▶ **DATA EXCERPT**:
>> START

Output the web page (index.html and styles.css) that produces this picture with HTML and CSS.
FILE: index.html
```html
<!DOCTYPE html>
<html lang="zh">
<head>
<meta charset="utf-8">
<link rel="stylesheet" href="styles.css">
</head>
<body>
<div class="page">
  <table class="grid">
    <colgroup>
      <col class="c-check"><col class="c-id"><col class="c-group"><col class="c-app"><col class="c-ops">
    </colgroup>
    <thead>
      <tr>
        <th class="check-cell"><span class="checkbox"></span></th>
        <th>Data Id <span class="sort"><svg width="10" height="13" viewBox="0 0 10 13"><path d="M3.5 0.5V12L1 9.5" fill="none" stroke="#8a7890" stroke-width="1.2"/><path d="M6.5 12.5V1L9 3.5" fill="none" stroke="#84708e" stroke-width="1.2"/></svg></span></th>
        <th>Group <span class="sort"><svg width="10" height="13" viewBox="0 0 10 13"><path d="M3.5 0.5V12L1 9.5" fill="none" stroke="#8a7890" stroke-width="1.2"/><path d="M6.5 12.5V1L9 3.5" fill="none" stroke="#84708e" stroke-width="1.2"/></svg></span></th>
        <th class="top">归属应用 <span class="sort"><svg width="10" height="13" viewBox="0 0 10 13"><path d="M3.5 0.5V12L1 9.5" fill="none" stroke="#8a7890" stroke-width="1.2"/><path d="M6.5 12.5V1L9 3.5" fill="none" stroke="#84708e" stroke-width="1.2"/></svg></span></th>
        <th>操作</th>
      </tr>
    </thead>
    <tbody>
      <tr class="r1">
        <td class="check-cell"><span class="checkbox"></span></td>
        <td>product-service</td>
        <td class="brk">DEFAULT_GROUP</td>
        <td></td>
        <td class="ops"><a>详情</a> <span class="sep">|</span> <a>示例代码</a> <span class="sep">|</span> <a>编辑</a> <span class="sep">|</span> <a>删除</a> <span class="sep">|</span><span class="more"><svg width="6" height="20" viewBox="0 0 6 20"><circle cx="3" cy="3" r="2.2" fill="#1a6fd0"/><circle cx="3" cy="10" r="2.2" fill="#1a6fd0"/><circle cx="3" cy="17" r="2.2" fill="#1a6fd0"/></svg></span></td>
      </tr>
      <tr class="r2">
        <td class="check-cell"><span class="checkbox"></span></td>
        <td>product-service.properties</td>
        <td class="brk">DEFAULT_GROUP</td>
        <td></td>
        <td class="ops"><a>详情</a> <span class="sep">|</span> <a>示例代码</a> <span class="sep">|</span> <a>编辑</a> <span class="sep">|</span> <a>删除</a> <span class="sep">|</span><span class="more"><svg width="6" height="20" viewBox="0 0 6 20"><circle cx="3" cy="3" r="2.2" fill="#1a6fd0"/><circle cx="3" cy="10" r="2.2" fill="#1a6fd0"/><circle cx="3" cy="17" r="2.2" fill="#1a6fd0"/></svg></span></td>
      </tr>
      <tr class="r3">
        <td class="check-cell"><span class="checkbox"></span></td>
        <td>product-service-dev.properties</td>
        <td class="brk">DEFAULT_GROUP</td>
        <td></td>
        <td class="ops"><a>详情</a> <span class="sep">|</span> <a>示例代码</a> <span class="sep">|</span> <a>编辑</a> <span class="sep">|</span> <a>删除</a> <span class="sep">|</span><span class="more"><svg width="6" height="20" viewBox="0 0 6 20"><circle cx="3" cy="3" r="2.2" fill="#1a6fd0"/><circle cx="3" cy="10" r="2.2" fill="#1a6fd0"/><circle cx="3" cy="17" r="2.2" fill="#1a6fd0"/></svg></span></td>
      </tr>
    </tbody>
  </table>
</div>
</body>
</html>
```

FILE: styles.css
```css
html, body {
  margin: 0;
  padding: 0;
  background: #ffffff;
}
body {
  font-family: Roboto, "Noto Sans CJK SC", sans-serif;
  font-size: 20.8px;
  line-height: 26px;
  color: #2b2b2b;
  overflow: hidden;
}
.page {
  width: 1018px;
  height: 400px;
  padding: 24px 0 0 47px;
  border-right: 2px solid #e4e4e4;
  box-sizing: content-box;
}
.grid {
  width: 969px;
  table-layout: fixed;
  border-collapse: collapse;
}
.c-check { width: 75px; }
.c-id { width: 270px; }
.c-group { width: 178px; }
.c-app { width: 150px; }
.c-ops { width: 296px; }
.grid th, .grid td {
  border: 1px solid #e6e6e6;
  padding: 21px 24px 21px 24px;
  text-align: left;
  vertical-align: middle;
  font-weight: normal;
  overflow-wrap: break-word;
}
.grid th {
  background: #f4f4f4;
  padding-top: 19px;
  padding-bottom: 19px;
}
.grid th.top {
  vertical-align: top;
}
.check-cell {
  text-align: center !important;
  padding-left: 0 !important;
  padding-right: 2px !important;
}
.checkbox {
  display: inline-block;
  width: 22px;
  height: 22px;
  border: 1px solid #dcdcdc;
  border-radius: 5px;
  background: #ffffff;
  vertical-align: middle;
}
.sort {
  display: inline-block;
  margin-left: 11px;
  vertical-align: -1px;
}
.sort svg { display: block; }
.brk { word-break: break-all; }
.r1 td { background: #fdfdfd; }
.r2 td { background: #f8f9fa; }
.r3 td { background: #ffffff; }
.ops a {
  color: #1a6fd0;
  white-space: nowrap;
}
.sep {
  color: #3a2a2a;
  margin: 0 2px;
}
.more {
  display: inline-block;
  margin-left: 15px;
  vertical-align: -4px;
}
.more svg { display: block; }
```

>> END

▶ **TASK TO CARRY OUT**:
Repeat the material from above exactly, word for word.

▶ **OUTPUT OF THE EXERCISE**:
Output the web page (index.html and styles.css) that produces this picture with HTML and CSS.
FILE: index.html
```html
<!DOCTYPE html>
<html lang="zh">
<head>
<meta charset="utf-8">
<link rel="stylesheet" href="styles.css">
</head>
<body>
<div class="page">
  <table class="grid">
    <colgroup>
      <col class="c-check"><col class="c-id"><col class="c-group"><col class="c-app"><col class="c-ops">
    </colgroup>
    <thead>
      <tr>
        <th class="check-cell"><span class="checkbox"></span></th>
        <th>Data Id <span class="sort"><svg width="10" height="13" viewBox="0 0 10 13"><path d="M3.5 0.5V12L1 9.5" fill="none" stroke="#8a7890" stroke-width="1.2"/><path d="M6.5 12.5V1L9 3.5" fill="none" stroke="#84708e" stroke-width="1.2"/></svg></span></th>
        <th>Group <span class="sort"><svg width="10" height="13" viewBox="0 0 10 13"><path d="M3.5 0.5V12L1 9.5" fill="none" stroke="#8a7890" stroke-width="1.2"/><path d="M6.5 12.5V1L9 3.5" fill="none" stroke="#84708e" stroke-width="1.2"/></svg></span></th>
        <th class="top">归属应用 <span class="sort"><svg width="10" height="13" viewBox="0 0 10 13"><path d="M3.5 0.5V12L1 9.5" fill="none" stroke="#8a7890" stroke-width="1.2"/><path d="M6.5 12.5V1L9 3.5" fill="none" stroke="#84708e" stroke-width="1.2"/></svg></span></th>
        <th>操作</th>
      </tr>
    </thead>
    <tbody>
      <tr class="r1">
        <td class="check-cell"><span class="checkbox"></span></td>
        <td>product-service</td>
        <td class="brk">DEFAULT_GROUP</td>
        <td></td>
        <td class="ops"><a>详情</a> <span class="sep">|</span> <a>示例代码</a> <span class="sep">|</span> <a>编辑</a> <span class="sep">|</span> <a>删除</a> <span class="sep">|</span><span class="more"><svg width="6" height="20" viewBox="0 0 6 20"><circle cx="3" cy="3" r="2.2" fill="#1a6fd0"/><circle cx="3" cy="10" r="2.2" fill="#1a6fd0"/><circle cx="3" cy="17" r="2.2" fill="#1a6fd0"/></svg></span></td>
      </tr>
      <tr class="r2">
        <td class="check-cell"><span class="checkbox"></span></td>
        <td>product-service.properties</td>
        <td class="brk">DEFAULT_GROUP</td>
        <td></td>
        <td class="ops"><a>详情</a> <span class="sep">|</span> <a>示例代码</a> <span class="sep">|</span> <a>编辑</a> <span class="sep">|</span> <a>删除</a> <span class="sep">|</span><span class="more"><svg width="6" height="20" viewBox="0 0 6 20"><circle cx="3" cy="3" r="2.2" fill="#1a6fd0"/><circle cx="3" cy="10" r="2.2" fill="#1a6fd0"/><circle cx="3" cy="17" r="2.2" fill="#1a6fd0"/></svg></span></td>
      </tr>
      <tr class="r3">
        <td class="check-cell"><span class="checkbox"></span></td>
        <td>product-service-dev.properties</td>
        <td class="brk">DEFAULT_GROUP</td>
        <td></td>
        <td class="ops"><a>详情</a> <span class="sep">|</span> <a>示例代码</a> <span class="sep">|</span> <a>编辑</a> <span class="sep">|</span> <a>删除</a> <span class="sep">|</span><span class="more"><svg width="6" height="20" viewBox="0 0 6 20"><circle cx="3" cy="3" r="2.2" fill="#1a6fd0"/><circle cx="3" cy="10" r="2.2" fill="#1a6fd0"/><circle cx="3" cy="17" r="2.2" fill="#1a6fd0"/></svg></span></td>
      </tr>
    </tbody>
  </table>
</div>
</body>
</html>
```

FILE: styles.css
```css
html, body {
  margin: 0;
  padding: 0;
  background: #ffffff;
}
body {
  font-family: Roboto, "Noto Sans CJK SC", sans-serif;
  font-size: 20.8px;
  line-height: 26px;
  color: #2b2b2b;
  overflow: hidden;
}
.page {
  width: 1018px;
  height: 400px;
  padding: 24px 0 0 47px;
  border-right: 2px solid #e4e4e4;
  box-sizing: content-box;
}
.grid {
  width: 969px;
  table-layout: fixed;
  border-collapse: collapse;
}
.c-check { width: 75px; }
.c-id { width: 270px; }
.c-group { width: 178px; }
.c-app { width: 150px; }
.c-ops { width: 296px; }
.grid th, .grid td {
  border: 1px solid #e6e6e6;
  padding: 21px 24px 21px 24px;
  text-align: left;
  vertical-align: middle;
  font-weight: normal;
  overflow-wrap: break-word;
}
.grid th {
  background: #f4f4f4;
  padding-top: 19px;
  padding-bottom: 19px;
}
.grid th.top {
  vertical-align: top;
}
.check-cell {
  text-align: center !important;
  padding-left: 0 !important;
  padding-right: 2px !important;
}
.checkbox {
  display: inline-block;
  width: 22px;
  height: 22px;
  border: 1px solid #dcdcdc;
  border-radius: 5px;
  background: #ffffff;
  vertical-align: middle;
}
.sort {
  display: inline-block;
  margin-left: 11px;
  vertical-align: -1px;
}
.sort svg { display: block; }
.brk { word-break: break-all; }
.r1 td { background: #fdfdfd; }
.r2 td { background: #f8f9fa; }
.r3 td { background: #ffffff; }
.ops a {
  color: #1a6fd0;
  white-space: nowrap;
}
.sep {
  color: #3a2a2a;
  margin: 0 2px;
}
.more {
  display: inline-block;
  margin-left: 15px;
  vertical-align: -4px;
}
.more svg { display: block; }
```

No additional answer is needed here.